После блистательных побед Пруссии в 1866 году пронеслось слово, что своими успехами она обязана главным образом школьному учителю, то есть учителю первоначальной народной школы, хотя в остальной Германии грамотность и образование в народе были распространены еще шире, чем в Пруссии, прусская же школа отличалась лишь большей дисциплиной, патриотическим духом и религиозным направлением под надзором пасторов. Все пошли толковать о важности шульмейстерской профессии и о необходимости для всякого прогрессивного государства озаботиться образованием особых учителей для народных школ.
Заговорили об этом и в думах, и в земских собраниях, и в газетах. Казалось желательным в видах распространения грамотности в народе образовать класс людей, которые имели бы своим специальным призванием преподавать в народной школе.
У нас потребность эта казалась тем настоятельнее, что за дело народного обучения принимались люди, по-видимому, совсем к тому не признанные, случайные, за неимением другого промысла, и грамоте часто учили люди полуграмотные. Народная школа, казалось, требует народных учителей как особой профессии, к которой люди должны специально готовиться. Как есть класс университетских профессоров или класс учителей гимназии и других средних учебных заведений, так казалось необходимым и для первоначальной народной школы создать особый класс деятелей. Какой полезной представлялась такая профессия, какой плодотворный элемент обещала она внести с собой в народную жизнь, и каким необходимым звеном мнилась она быть в настоящей общественной организации!
Люди эти, принадлежа к народу, были бы, казалось, его светочами, были бы живой связью между темными массами и образованным обществом, были бы проводниками всякого рода познаний в народе. Приготовление этих полезных людей каждый представлял себе, конечно, по своему: они будут де, разумеется, людьми просвещенными, сведущими по разным наукам, – а главное, строго нравственными и религиозными, добавляли про себя благочестивые люди.
Как же образовать класс народных учителей?

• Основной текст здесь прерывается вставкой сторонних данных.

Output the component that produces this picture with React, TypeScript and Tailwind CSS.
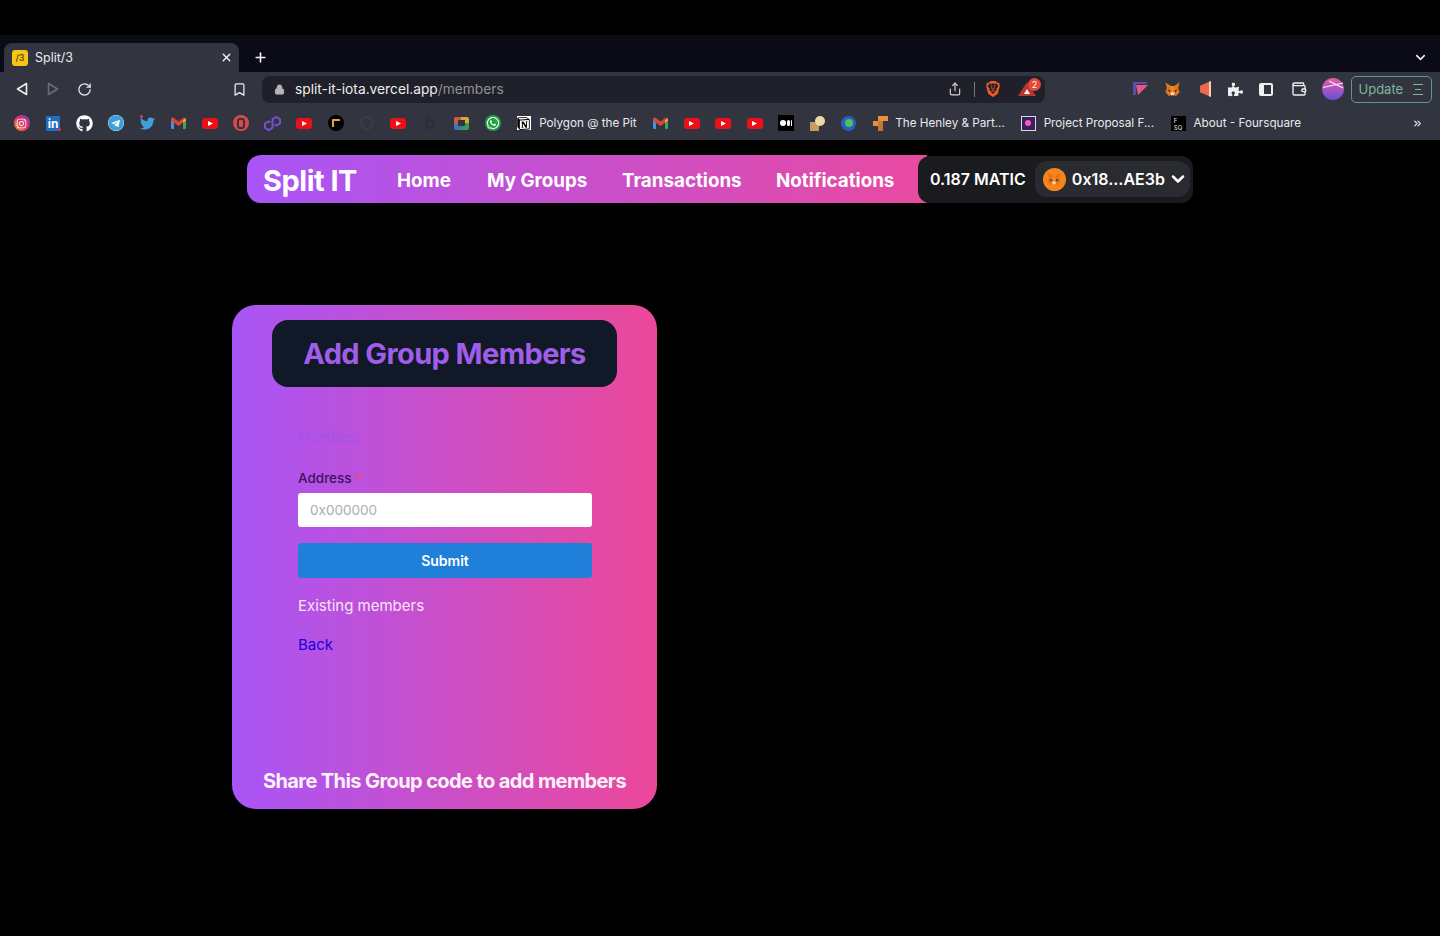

За этим дело не могло стать, потребовалось создать особые учебные заведения для приготовления таких людей, учительские семинарии, в которые принимались бы мальчики из народа, где обучали бы их всякой всячине и наставляли бы их в педагогике и дидактике. Общее увлечение было так сильно, что пришлось уступить ему. Торжеству учительских семинарий много способствовал пример Западного края, где эти заведения были в самом деле необходимы и где они приносили несомненную пользу.
И вот пошли учреждаться учительские семинарии и от казны, и от земств, и теперь, по-видимому, вопрос считается навсегда решенным: мы имеем, должны и будем де иметь многочисленный, беспрерывно возрастающий числом класс народных учителей, подготовляемых ad hoc в учительских семинариях и долженствующих служить распространителями в народе всех благ просвещения.
В самом деле, как это хорошо! Вот люди образованные, даже ученые, в то же время составляющие одно с народом, обучившиеся всякой премудрости и возвратившиеся в свой прежний быт, скромные в своих потребностях, довольные малым, – какой отличный класс общественных деятелей, какой превосходный элемент цивилизации в недрах народа! Давайте же как можно более учительских семинарий! Никаких средств на это не жалейте!
Как де все изменится у нас, когда расплодится этот класс столь полезных деятелей и когда мы будем считать их не сотнями, не тысячами, а десятками тысяч! Вот тогда-то просвещение распространится по русской земле; в избах заведется литература; в кабаках, сих народных клубах, просвещенные поселяне будут рассуждать не хуже, чем в чернокнижной английского клуба, об египетском вопросе; всякого рода промыслы заведутся по деревням; мужик наш узнает, что есть на свете блоха и также таракан, благодаря руководствам барона Корфа, с которыми познакомит его народный учитель и мимоходом обучит и сельскому хозяйству, и гигиене, и медицине, и отчизноведению и мироведению.
Но будем говорить серьезно. Народная школа есть школа грамотности. Обучение грамоте не может быть самостоятельной профессией; оно может быть только принадлежностью какого-либо призвания. К какому же призванию могут примыкать учителя народной школы? Могут ли эти люди серьезно считаться представителями и органами науки в том значении, какое придается этому слову, когда речь идет о самостоятельном призвании, посвященном науке?
Серьезной науки не можем мы до сих пор добиться даже в наших университетах. Возможно ли ожидать, чтобы не только теперь, но и когда-нибудь учителя семинарии давали людей науки, которые могли бы достойно распространить свет ее в народных массах? Учительские семинарии при самых лучших условиях могут давать только людей полуобразованных, а всякое полуобразование есть не сила, а слабость.